Two-stage path planning approach for solving multiple spacecraft reconfiguration maneuvers

Abstract

The paper presents a two-stage approach for designing optimal reconfiguration maneuvers for multiple spacecraft in close proximity. These maneuvers involve well-coordinated and highly-coupled motions of the entire fleet of spacecraft while satisfying an arbitrary number of constraints. This problem is complicated by the nonlinearity of the attitude dynamics, the non-convexity of some of the constraints, and the coupling that exists in some of the constraints between the positions and attitudes of all spacecraft.

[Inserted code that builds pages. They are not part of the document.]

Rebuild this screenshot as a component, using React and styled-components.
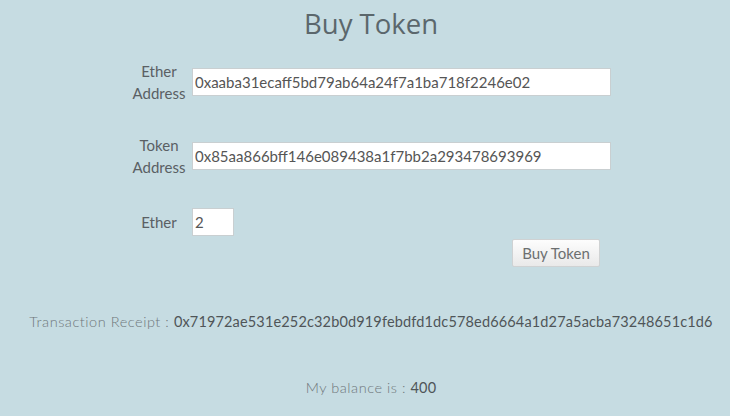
import React from 'react'
import styled, { createGlobalStyle } from 'styled-components'

const GlobalStyle = createGlobalStyle`
    html, body {
        margin: 0;
        padding: 0;
        background-color: #c6dce2;
        font-family: Lato, "Open Sans", sans-serif;
    }
`

const Page = styled.div`
    box-sizing: border-box;
    width: 730px;
    height: 416px;
    padding-left: 12px;
    overflow: hidden;
    color: #555d60;
`

const Title = styled.h1`
    margin: 0;
    padding-top: 4px;
    height: 46px;
    text-align: center;
    font-family: "Open Sans", sans-serif;
    font-weight: 400;
    font-size: 27.5px;
    line-height: 40px;
    color: #5b676c;
`

const Form = styled.div`
    padding-left: 118px;
    margin-top: 10px;
`

const Row = styled.div`
    display: flex;
    align-items: center;
    gap: 4px;
    margin-bottom: ${p => p.$gap}px;
`

const Label = styled.label`
    width: 58px;
    text-align: center;
    font-size: 15px;
    line-height: 22px;
    color: #5a6064;
`

const Field = styled.input`
    box-sizing: border-box;
    width: ${p => p.$width}px;
    height: 28px;
    padding: 0 2px;
    border: 1px solid #c9cfd1;
    background: #fff;
    font-family: Lato, sans-serif;
    font-size: 15px;
    color: #555;
    outline: none;
`

const ButtonRow = styled.div`
    display: flex;
    justify-content: flex-end;
    width: 470px;
    margin-top: 3px;
`

const BuyButton = styled.button`
    box-sizing: border-box;
    width: 88px;
    height: 28px;
    padding: 0;
    border: 1px solid #cfd2d3;
    border-radius: 2px;
    background: linear-gradient(#fdfdfd, #e9e9e9);
    font-family: Lato, sans-serif;
    font-size: 15px;
    color: #6c6f70;
`

const Info = styled.p`
    margin: ${p => p.$top}px 0 0;
    text-align: center;
    font-size: 14.5px;
    line-height: 20px;
    font-weight: 300;
    letter-spacing: 0.55px;
    color: #6f777b;
    white-space: nowrap;

    strong {
        font-weight: 400;
        letter-spacing: 0.15px;
        color: #4f5558;
    }
`

export default function App() {
    return (
        <Page>
            <GlobalStyle />
            <Title>Buy Token</Title>
            <Form>
                <Row $gap={30}>
                    <Label>Ether Address</Label>
                    <Field $width={419} defaultValue="0xaaba31ecaff5bd79ab64a24f7a1ba718f2246e02" />
                </Row>
                <Row $gap={30}>
                    <Label>Token Address</Label>
                    <Field $width={419} defaultValue="0x85aa866bff146e089438a1f7bb2a293478693969" />
                </Row>
                <Row $gap={0}>
                    <Label>Ether</Label>
                    <Field $width={42} defaultValue="2" />
                </Row>
                <ButtonRow>
                    <BuyButton>Buy Token</BuyButton>
                </ButtonRow>
            </Form>
            <Info $top={45}>
                Transaction Receipt : <strong>0x71972ae531e252c32b0d919febdfd1dc578ed6664a1d27a5acba73248651c1d6</strong>
            </Info>
            <Info $top={46}>
                My balance is : <strong>400</strong>
            </Info>
        </Page>
    )
}
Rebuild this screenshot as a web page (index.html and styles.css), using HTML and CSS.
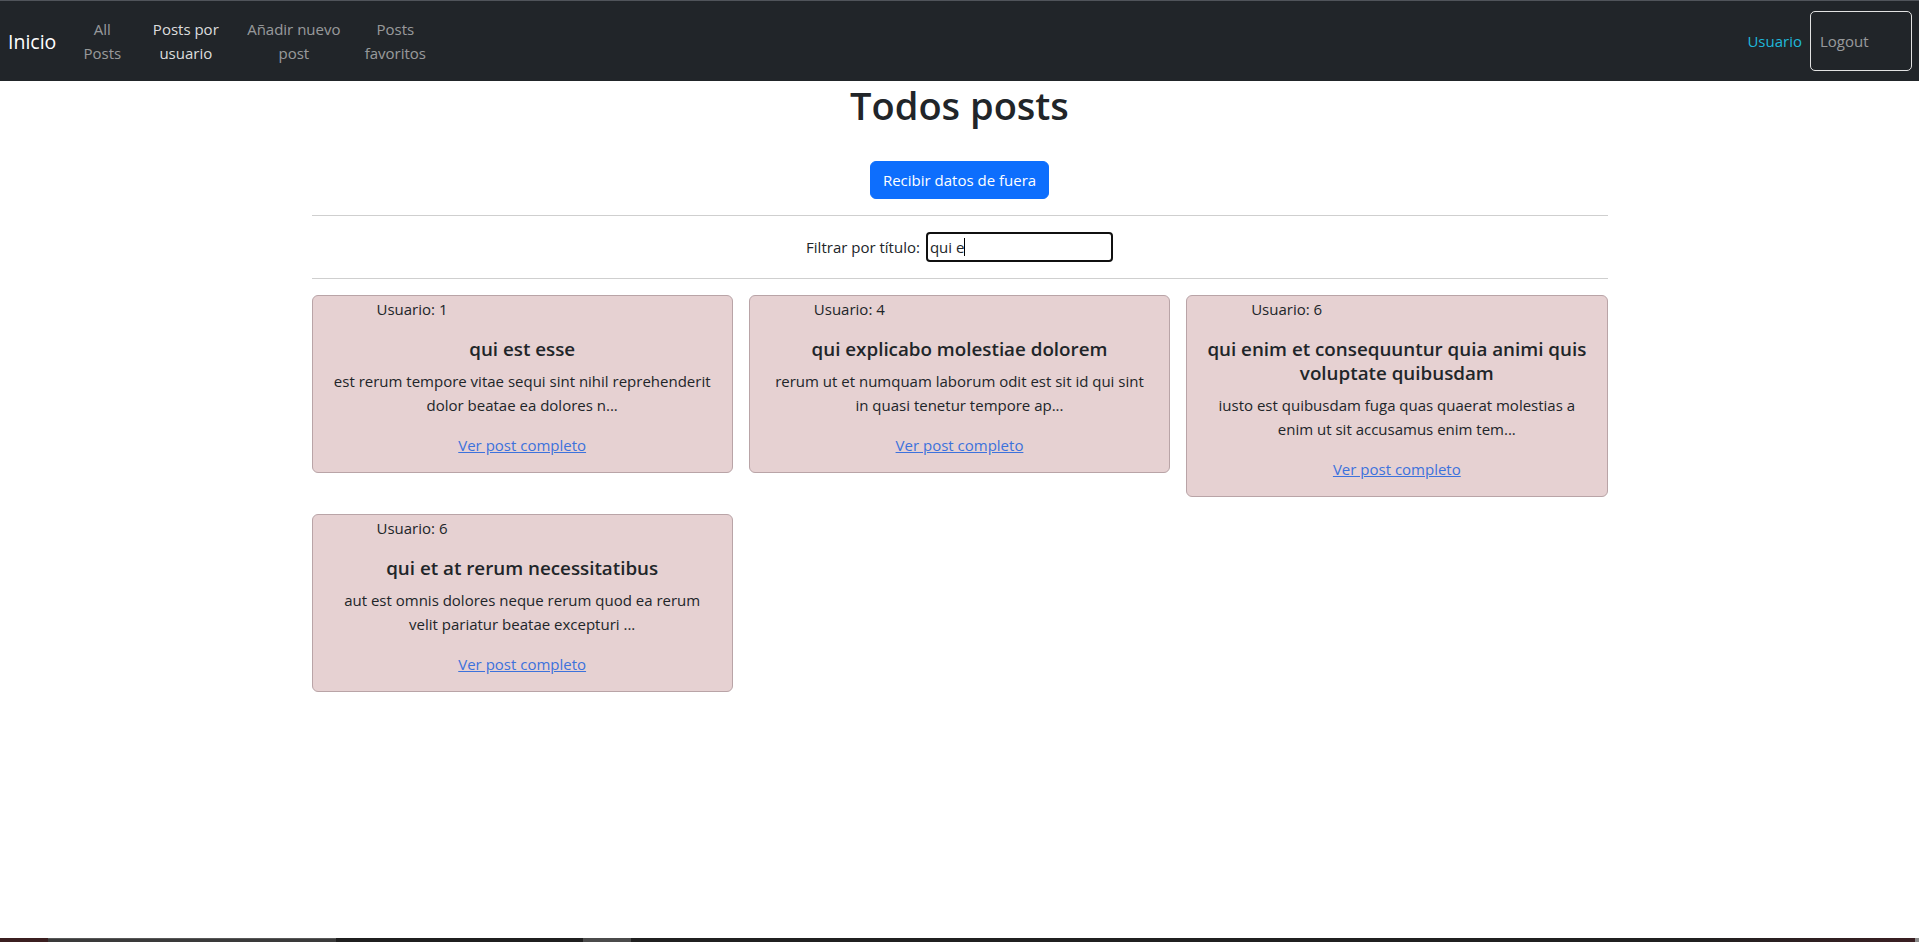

While there has been significant research to solve for the translation and/or rotation trajectories for the multiple spacecraft reconfiguration problem, the approach presented in this paper is more general and on a larger scale than the problems considered previously. The essential feature of the solution approach is the separation into two stages, the first using a simplified planning approach to obtain a feasible solution, which is then significantly improved using a smoothing stage. The first stage is solved using a bidirectional Rapidly-exploring Random Tree (RRT) planner. Then the second step optimizes the trajectories by solving an optimal control problem using the Gauss pseudospectral method (GPM). Several examples are presented to demonstrate the effectiveness of the approach for designing spacecraft reconfiguration maneuvers.